Há algumas características na praxe académica que me incomodam profundamente. Quando fui caloiro, recusei-me uma vez a sair da sala de computadores onde estava a fazer um trabalho para ser praxado. Fui ameaçado com tribunal de praxes e bastante pressionado. Mesmo assim não fui e borrifei-me na ideia de tribunal de praxes, pois eu não tinha a mínima intenção de por os pés nesse dito tribunal. No entanto, quantas pessoas não se teriam deixado intimidar e teriam cedido à pressão, como eu vi acontecer? É completamente inadmissível esse tipo de comportamento. É o tipo de situação a partir do qual eu penso que até devia de se deixar de chamar praxe e passar a chamar-se de bullying académico.

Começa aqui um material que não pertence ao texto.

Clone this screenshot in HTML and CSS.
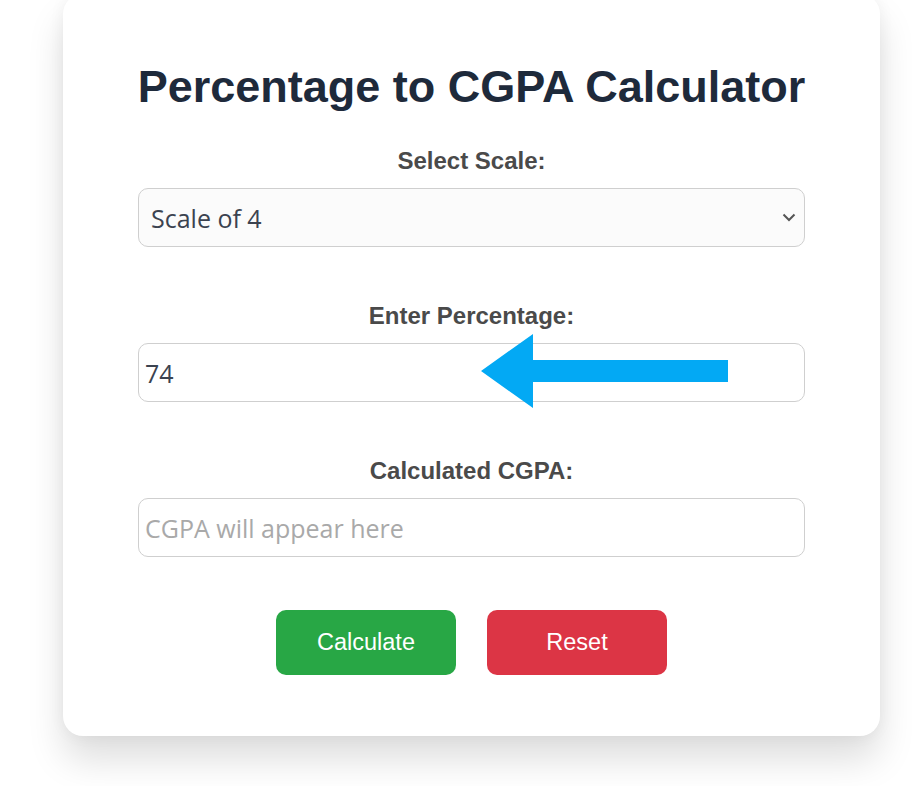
FILE: index.html
```html
<!DOCTYPE html>
<html lang="en">
<head>
    <meta charset="UTF-8">
    <meta name="viewport" content="width=device-width, initial-scale=1.0">
    <title>Percentage to CGPA Calculator</title>
    <link rel="stylesheet" href="styles.css">
</head>
<body>
    <div class="calculator">
        <h1>Percentage to CGPA Calculator</h1>

        <div class="field">
            <label for="scale">Select Scale:</label>
            <select id="scale" class="control">
                <option value="4" selected>Scale of 4</option>
                <option value="5">Scale of 5</option>
                <option value="10">Scale of 10</option>
            </select>
        </div>

        <div class="field">
            <label for="percentage">Enter Percentage:</label>
            <div class="control-wrap">
                <input type="number" id="percentage" class="control" value="74">
                <svg class="pointer" width="252" height="78" viewBox="0 0 252 78" aria-hidden="true">
                    <polygon points="2,37 54,0 54,26 249,26 249,48 54,48 54,74" fill="#03a9f4"/>
                </svg>
            </div>
        </div>

        <div class="field">
            <label for="result">Calculated CGPA:</label>
            <input type="text" id="result" class="control" placeholder="CGPA will appear here" readonly>
        </div>

        <div class="actions">
            <button class="btn btn-calc" id="calcButton">Calculate</button>
            <button class="btn btn-reset" id="resetButton">Reset</button>
        </div>
    </div>

    <script>
        const scaleSelect = document.getElementById('scale');
        const percentInput = document.getElementById('percentage');
        const resultInput = document.getElementById('result');

        document.getElementById('calcButton').addEventListener('click', () => {
            const pct = parseFloat(percentInput.value);
            if (isNaN(pct)) {
                resultInput.value = '';
                return;
            }
            const scale = parseFloat(scaleSelect.value);
            resultInput.value = (pct / 100 * scale).toFixed(2);
        });

        document.getElementById('resetButton').addEventListener('click', () => {
            percentInput.value = '';
            resultInput.value = '';
            scaleSelect.value = '4';
        });
    </script>
</body>
</html>
```

FILE: styles.css
```css
:root {
    --title: #1e2a3b;
    --label: #4a4a4a;
    --border: #cfcfcf;
    --field-text: #3b4350;
    --green: #28a745;
    --red: #dc3545;
}

body {
    margin: 0;
    padding-bottom: 50px;
    background: #ffffff;
    font-family: 'Liberation Sans', Arial, sans-serif;
}

.calculator {
    box-sizing: border-box;
    width: 817px;
    margin: -6px 0 0 63px;
    padding: 68px 75px 61px;
    background: #ffffff;
    border-radius: 20px;
    box-shadow: 0 24px 36px rgba(0, 0, 0, 0.13), 0 0 16px rgba(0, 0, 0, 0.05);
    text-align: center;
}

.calculator h1 {
    margin: 0 -20px 36px;
    font-size: 45px;
    font-weight: bold;
    line-height: 1.12;
    white-space: nowrap;
    color: var(--title);
}

.field {
    display: flex;
    flex-direction: column;
    gap: 13.5px;
    margin-bottom: 56px;
}

.field label {
    font-size: 24px;
    font-weight: bold;
    line-height: 1.1;
    color: var(--label);
}

.control {
    box-sizing: border-box;
    width: 100%;
    height: 59px;
    margin: 0;
    padding: 0 6px;
    border: 1px solid var(--border);
    border-radius: 10px;
    background: #ffffff;
    font-family: 'Open Sans', sans-serif;
    font-size: 25px;
    color: var(--field-text);
    outline: none;
}

select.control {
    -webkit-appearance: none;
    appearance: none;
    padding-left: 12px;
    background: #fbfbfb url("data:image/svg+xml,%3Csvg xmlns='http://www.w3.org/2000/svg' width='14' height='9' viewBox='0 0 14 9'%3E%3Cpath d='M1.5 1.5 L7 7 L12.5 1.5' fill='none' stroke='%23555' stroke-width='2'/%3E%3C/svg%3E") no-repeat right 8px center;
}

.control::placeholder {
    color: #a9a9a9;
}

input[type=number]::-webkit-inner-spin-button,
input[type=number]::-webkit-outer-spin-button {
    -webkit-appearance: none;
    margin: 0;
}

.control-wrap {
    position: relative;
}

.pointer {
    position: absolute;
    left: 341px;
    top: -9px;
}

.actions {
    display: flex;
    justify-content: center;
    gap: 31px;
    margin-top: -3.5px;
}

.btn {
    width: 180px;
    height: 65px;
    border: none;
    border-radius: 10px;
    font-family: 'Liberation Sans', Arial, sans-serif;
    font-size: 23.5px;
    color: #ffffff;
    cursor: pointer;
}

.btn-calc {
    background: var(--green);
}

.btn-reset {
    background: var(--red);
}
```
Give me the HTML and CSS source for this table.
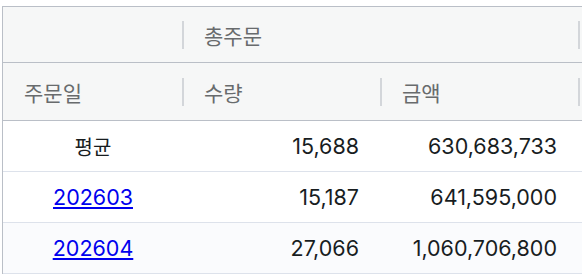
FILE: index.html
```html
<!DOCTYPE html>
<html lang="ko">
<head>
<meta charset="utf-8">
<title>총주문</title>
<link rel="stylesheet" href="styles.css">
</head>
<body>
<div class="grid">
  <div class="hrow top">
    <div class="hcell c1 sep"></div>
    <div class="hcell group sep">총주문</div>
    <div class="hcell c4"></div>
  </div>
  <div class="hrow">
    <div class="hcell c1 sep">주문일</div>
    <div class="hcell c2 sep">수량</div>
    <div class="hcell c3 sep">금액</div>
    <div class="hcell c4"></div>
  </div>
  <div class="row">
    <div class="cell c1 center">평균</div>
    <div class="cell c2 num">15,688</div>
    <div class="cell c3 num">630,683,733</div>
    <div class="cell c4"></div>
  </div>
  <div class="row">
    <div class="cell c1 center"><a href="#">202603</a></div>
    <div class="cell c2 num">15,187</div>
    <div class="cell c3 num">641,595,000</div>
    <div class="cell c4"></div>
  </div>
  <div class="row odd">
    <div class="cell c1 center"><a href="#">202604</a></div>
    <div class="cell c2 num">27,066</div>
    <div class="cell c3 num">1,060,706,800</div>
    <div class="cell c4"></div>
  </div>
</div>
</body>
</html>
```
FILE: styles.css
```css
html, body {
  margin: 0;
  padding: 0;
  overflow: hidden;
  background: #ffffff;
}
body {
  font-family: Inter, "Noto Sans CJK KR", sans-serif;
  font-size: 21.5px;
  color: #181d1f;
}
.grid {
  margin: 6px 0 0 2px;
  border-top: 1px solid #babfc7;
  border-left: 1px solid #babfc7;
}
.hrow {
  display: flex;
  height: 57px;
  background: #f6f7f7;
  border-bottom: 1px solid #babfc7;
}
.hrow.top { height: 55px; }
.hcell {
  position: relative;
  display: flex;
  align-items: center;
  padding-left: 21px;
  box-sizing: border-box;
  color: #686b6d;
  font-family: "Noto Sans CJK KR", sans-serif;
  font-size: 21px;
}
.sep::after {
  content: "";
  position: absolute;
  right: -1px;
  top: 50%;
  margin-top: -14px;
  width: 2px;
  height: 28px;
  background: #d3d6da;
}
.c1 { width: 180px; flex: none; }
.c2 { width: 198px; flex: none; }
.c3 { width: 198px; flex: none; }
.group { width: 396px; flex: none; }
.c4 { flex: 1; }
.row {
  display: flex;
  height: 50px;
  border-bottom: 1px solid #dde2eb;
  background: #ffffff;
}
.row.odd { background: #fafbfd; }
.cell {
  display: flex;
  align-items: center;
  box-sizing: border-box;
}
.center {
  justify-content: center;
  font-family: "Noto Sans CJK KR", Inter, sans-serif;
  font-size: 20px;
}
.center a {
  font-family: Inter, sans-serif;
  font-size: 21.5px;
  color: #0000ee;
  text-decoration: underline;
}
.num {
  justify-content: flex-end;
  padding-right: 22px;
}
```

Outra característica que me incomoda nas praxes é a duração das mesmas. Uma hora de festejo na faculdade e um jantar de colegas veteranos e caloiros em pé de igualdade teria o efeito integrador que se alega sem toda a carga psicológica das praxes. Faculdades onde se praticam praxes durante uma semana são faculdades onde se está a fazer perder tempo aos caloiros que pode ser usado para estudarem e trabalharem numa fase particularmente difícil do curso que é precisamente a adaptação do ensino secundário para o muito mais exigente ensino académico.
Tudo o que mencionei atrás são pormenores e sintomas daquilo que penso ser a verdadeira raiz do problema, aquilo que me incomoda mais que tudo nas praxes. É a noção de superioridade que é instalada entre veteranos e caloiros. É a ideia de que só porque se esteve já um só ano na faculdade (varia de faculdade para faculdade) que se tem autoridade sobre pessoas que acabaram de entrar. Pior ainda é essa noção de autoridade obtida de forma totalmente ilegítima vir acompanhada da noção de autoritarismo e com a propensão para a guerra psicológica e para a humilhação. Monta-se um autêntico sistema de castas entre pessoas que deveriam ser fundamentalmente iguais. Não é verdade que todos os praxados académicos são voluntários e não é verdade que se consegue impor a disciplina para que se consiga garantir que não hajam praxes a ultrapassar limites do bom senso, do respeito pelo próximo e até da legalidade. Há sempre pessoas a abusar, a embebedarem-se, a humilhar os outros, a exagerar nas brincadeiras de mau gosto, a ultrapassar barreiras e a desrespeitar os outros inclusive no plano sexual.
Escrevo tudo isto a propósito da tragédia da Praia do Meco. Oxalá que não haja fogo por detrás de todo o fumo e que não tenha acontecido o que parece ser evidente ter acontecido, uma praxe com um fim horroroso. Seria muito bom que toda a verdade viesse ao de cima.
Sou a favor da criminalização das praxes académicas por princípio, mas se se confirmar que este acidente na Praia do Meco foi o resultado de bullying académico, eu penso que essa legislação adquire uma prioridade muito maior e tornar-se-á a única homenagem minimamente decente para com as vítimas.
Não, não fui vítima de praxe violenta e não tenha esta posição devido a trauma; sou apenas um defensor acérrimo contra tudo o que possa representar um atentado às liberdades individuais de cada um e contra poderes que se estabeleçam ilegitimamente. A autoridade do Estado é legítima, a de um professor, de um pai ou de uma mãe sobre um dependente também, e é também legítima a autoridade de um empregador sobre um empregado por via do salário. Não há nada que possa conferir autoridade a um colega de estudos sobre outro, muito menos quando dessa autoridade possa resultar uma tragédia.